2002-04-11 01:23:55

by Randy.Dunlap

[permalink] [raw]
Subject: [patch-2.5.8-pre] swapinfo accounting


In and around 2.5.7 & 2.5.8-pre2, with a highly stressful
VM workload (akpm's bash-shared-mapping and usemem),
causing lots of swap activity, I see some odd swap info
in /proc/meminfo.

Machine is 8-proc with 16 GB of RAM and 16 GB of swap (1 partition
and 7 files, each 2 GB).

Examples of /proc/meminfo (excerpts):

Before swapping:
MemTotal/Free: 16312504 kB/651340 kB
SwapTotal/Free: 16777088 kB/16777088 kB

After swapping:
MemTotal/Free: 16312504 kB/5092 kB
SwapTotal/Free: 16913332 kB/16777088 kB

Notice how SwapTotal grows and SwapFree never changes.
This isn't correct, is it?

It looks to me like mm/swapfile.c::si_swapinfo()
shouldn't be adding nr_to_be_unused to total_swap_pages
or nr_swap_pages for return in val->freeswap and
val->totalswap.

I.e., total_swap_pages is correct for SwapTotal and
nr_swap_pages is correct for SwapFree...except for
bad blocks accounting (?).
(nr_to_be_unused === nr_swap_pages_in_use)
(nr_swap_pages === nr_free_swap_pages)

And the for-j loop to count nr_to_be_unused is overhead...
Maybe, except for bad blocks accounting.

Here are some samples from the end of si_swapinfo():
swapinfo: nr_swap_pages: 3405953, total_swap_pages: 4194272,
nr_to_be_unused: 788319
swapinfo: nr_swap_pages: 3405537, total_swap_pages: 4194272,
nr_to_be_unused: 788735
swapinfo: nr_swap_pages: 3402977, total_swap_pages: 4194272,
nr_to_be_unused: 791295

Anyway, here is the patch that makes it better.
Not perfect, due to possibility of bad blocks, but better
than it was.
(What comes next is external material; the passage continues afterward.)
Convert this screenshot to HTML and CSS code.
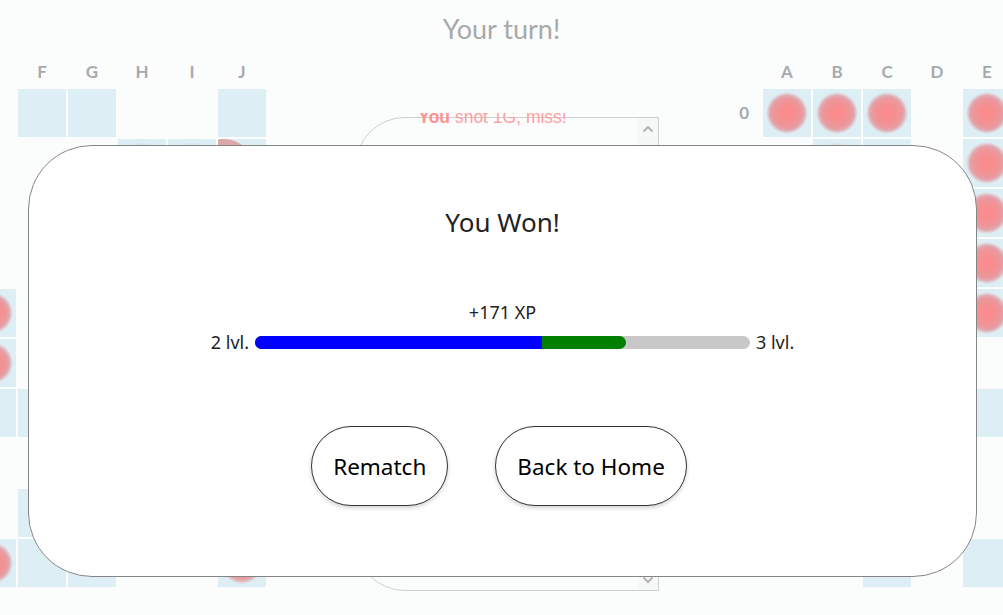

Comments?


--- linux-258-pre2/mm/swapfile.c.SI Wed Apr 10 17:50:34 2002
+++ linux-258-pre2/mm/swapfile.c Wed Apr 10 18:09:46 2002
@@ -1107,8 +1107,8 @@
}
}
}
- val->freeswap = nr_swap_pages + nr_to_be_unused;
- val->totalswap = total_swap_pages + nr_to_be_unused;
+ val->freeswap = nr_swap_pages;
+ val->totalswap = total_swap_pages;
swap_list_unlock();
}


--
~Randy


2002-04-11 01:44:18

by Mike Fedyk

[permalink] [raw]
Subject: Re: [patch-2.5.8-pre] swapinfo accounting

On Wed, Apr 10, 2002 at 06:20:55PM -0700, Randy.Dunlap wrote:
> Anyway, here is the patch that makes it better.
> Not perfect, due to possibility of bad blocks, but better
> than it was. Comments?
>
>
> --- linux-258-pre2/mm/swapfile.c.SI Wed Apr 10 17:50:34 2002
> +++ linux-258-pre2/mm/swapfile.c Wed Apr 10 18:09:46 2002
> @@ -1107,8 +1107,8 @@
> }
> }
> }
> - val->freeswap = nr_swap_pages + nr_to_be_unused;
> - val->totalswap = total_swap_pages + nr_to_be_unused;
> + val->freeswap = nr_swap_pages;
> + val->totalswap = total_swap_pages;
> swap_list_unlock();
> }

Shouldn't that be s/+/-/ instead? If this is badblocks accounting, it
should probably be subtracted instead of added.

2002-04-11 01:50:48

by Andrew Morton

[permalink] [raw]
Subject: Re: [patch-2.5.8-pre] swapinfo accounting

"Randy.Dunlap" wrote:
>
> It looks to me like mm/swapfile.c::si_swapinfo()
> shouldn't be adding nr_to_be_unused to total_swap_pages
> or nr_swap_pages for return in val->freeswap and
> val->totalswap.

whee, an si_swapinfo() maintainer.

Your function sucks :) I'm spending 15 CPU-seconds
in there during a kernel build. The problem appears
to be that a fix from 2.4 hasn't been propagated
forward.

2.4 has:

if (swap_info[i].flags != SWP_USED)

and 2.5 has:

if (!(swap_info[i].flags & SWP_USED))

and I think the 2.4 version will fix the accounting
problem you're seeing?

(I haven't checked whather it's the _right_ fix, but
it looks like it'll make it go away?)

-

2002-04-11 03:52:42

by Randy.Dunlap

[permalink] [raw]
Subject: Re: [patch-2.5.8-pre] swapinfo accounting

On Wed, 10 Apr 2002, Andrew Morton wrote:

| "Randy.Dunlap" wrote:
| >
| > It looks to me like mm/swapfile.c::si_swapinfo()
| > shouldn't be adding nr_to_be_unused to total_swap_pages
| > or nr_swap_pages for return in val->freeswap and
| > val->totalswap.
|
| whee, an si_swapinfo() maintainer.

whoops. I can't argue for its efficiency, can I?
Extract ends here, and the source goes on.